» Problem details:
Write out the data below in full, unchanged, minus the images.

——————————

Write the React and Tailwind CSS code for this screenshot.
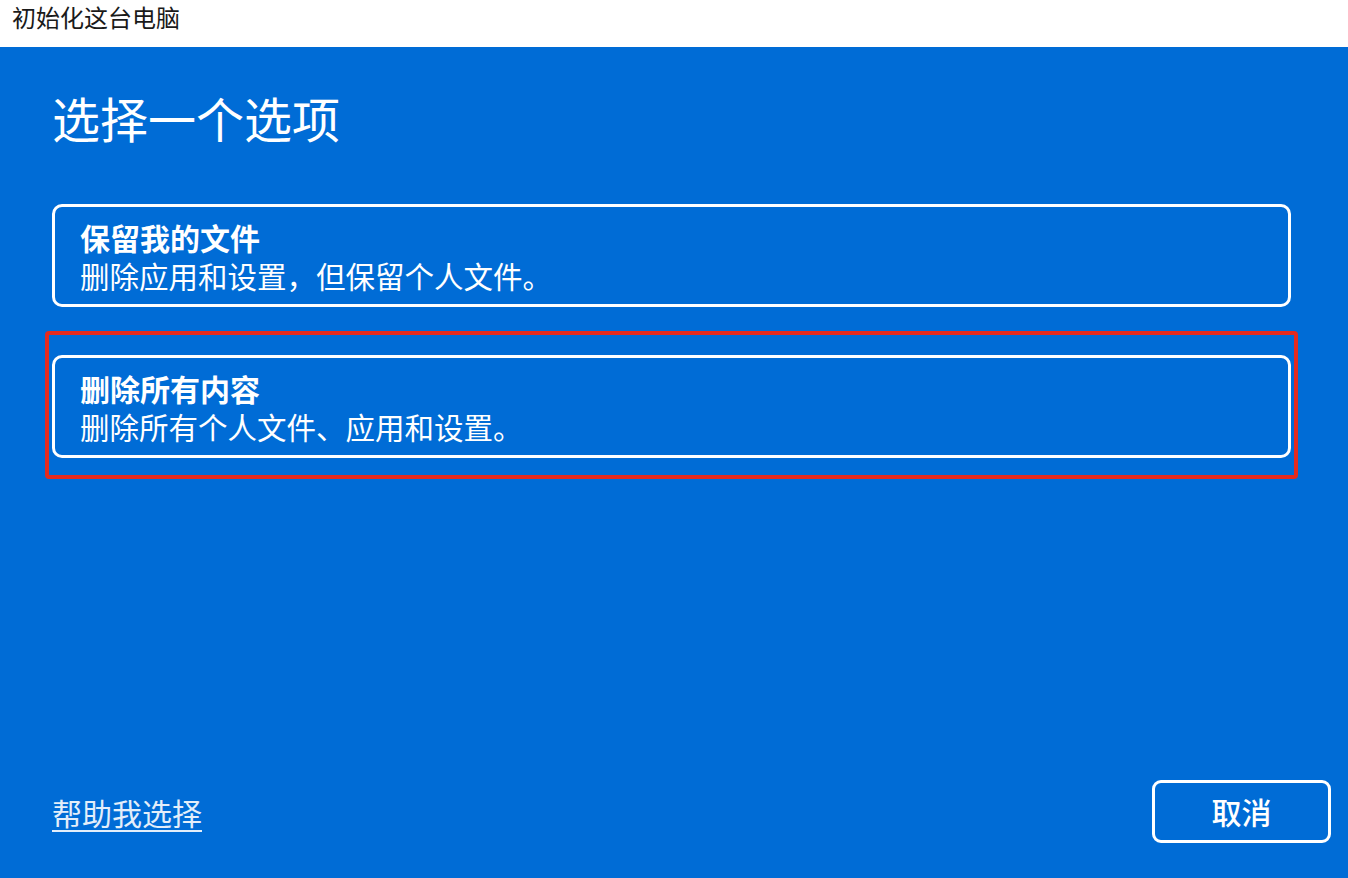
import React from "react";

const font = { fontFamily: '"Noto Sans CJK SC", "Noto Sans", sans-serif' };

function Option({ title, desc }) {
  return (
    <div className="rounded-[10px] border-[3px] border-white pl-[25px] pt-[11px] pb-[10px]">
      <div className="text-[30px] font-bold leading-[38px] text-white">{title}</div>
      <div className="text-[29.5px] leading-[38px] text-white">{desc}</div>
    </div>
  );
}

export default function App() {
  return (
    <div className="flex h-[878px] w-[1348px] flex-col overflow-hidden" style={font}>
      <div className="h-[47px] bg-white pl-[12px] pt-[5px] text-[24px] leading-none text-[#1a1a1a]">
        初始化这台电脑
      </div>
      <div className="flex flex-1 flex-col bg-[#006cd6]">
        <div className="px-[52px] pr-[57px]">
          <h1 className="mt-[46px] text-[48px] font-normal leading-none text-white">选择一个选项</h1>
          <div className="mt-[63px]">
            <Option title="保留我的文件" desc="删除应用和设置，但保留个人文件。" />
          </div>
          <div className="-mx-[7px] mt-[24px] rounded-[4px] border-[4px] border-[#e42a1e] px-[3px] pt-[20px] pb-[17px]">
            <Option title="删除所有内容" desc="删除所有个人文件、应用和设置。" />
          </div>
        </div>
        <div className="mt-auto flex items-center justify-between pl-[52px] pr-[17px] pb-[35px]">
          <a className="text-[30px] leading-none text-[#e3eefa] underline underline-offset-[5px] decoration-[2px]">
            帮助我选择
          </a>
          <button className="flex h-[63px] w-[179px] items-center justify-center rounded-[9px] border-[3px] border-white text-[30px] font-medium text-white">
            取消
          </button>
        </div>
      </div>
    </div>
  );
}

——————————

» Written solution:
Write the React and Tailwind CSS code for this screenshot.
import React from "react";

const font = { fontFamily: '"Noto Sans CJK SC", "Noto Sans", sans-serif' };

function Option({ title, desc }) {
  return (
    <div className="rounded-[10px] border-[3px] border-white pl-[25px] pt-[11px] pb-[10px]">
      <div className="text-[30px] font-bold leading-[38px] text-white">{title}</div>
      <div className="text-[29.5px] leading-[38px] text-white">{desc}</div>
    </div>
  );
}

export default function App() {
  return (
    <div className="flex h-[878px] w-[1348px] flex-col overflow-hidden" style={font}>
      <div className="h-[47px] bg-white pl-[12px] pt-[5px] text-[24px] leading-none text-[#1a1a1a]">
        初始化这台电脑
      </div>
      <div className="flex flex-1 flex-col bg-[#006cd6]">
        <div className="px-[52px] pr-[57px]">
          <h1 className="mt-[46px] text-[48px] font-normal leading-none text-white">选择一个选项</h1>
          <div className="mt-[63px]">
            <Option title="保留我的文件" desc="删除应用和设置，但保留个人文件。" />
          </div>
          <div className="-mx-[7px] mt-[24px] rounded-[4px] border-[4px] border-[#e42a1e] px-[3px] pt-[20px] pb-[17px]">
            <Option title="删除所有内容" desc="删除所有个人文件、应用和设置。" />
          </div>
        </div>
        <div className="mt-auto flex items-center justify-between pl-[52px] pr-[17px] pb-[35px]">
          <a className="text-[30px] leading-none text-[#e3eefa] underline underline-offset-[5px] decoration-[2px]">
            帮助我选择
          </a>
          <button className="flex h-[63px] w-[179px] items-center justify-center rounded-[9px] border-[3px] border-white text-[30px] font-medium text-white">
            取消
          </button>
        </div>
      </div>
    </div>
  );
}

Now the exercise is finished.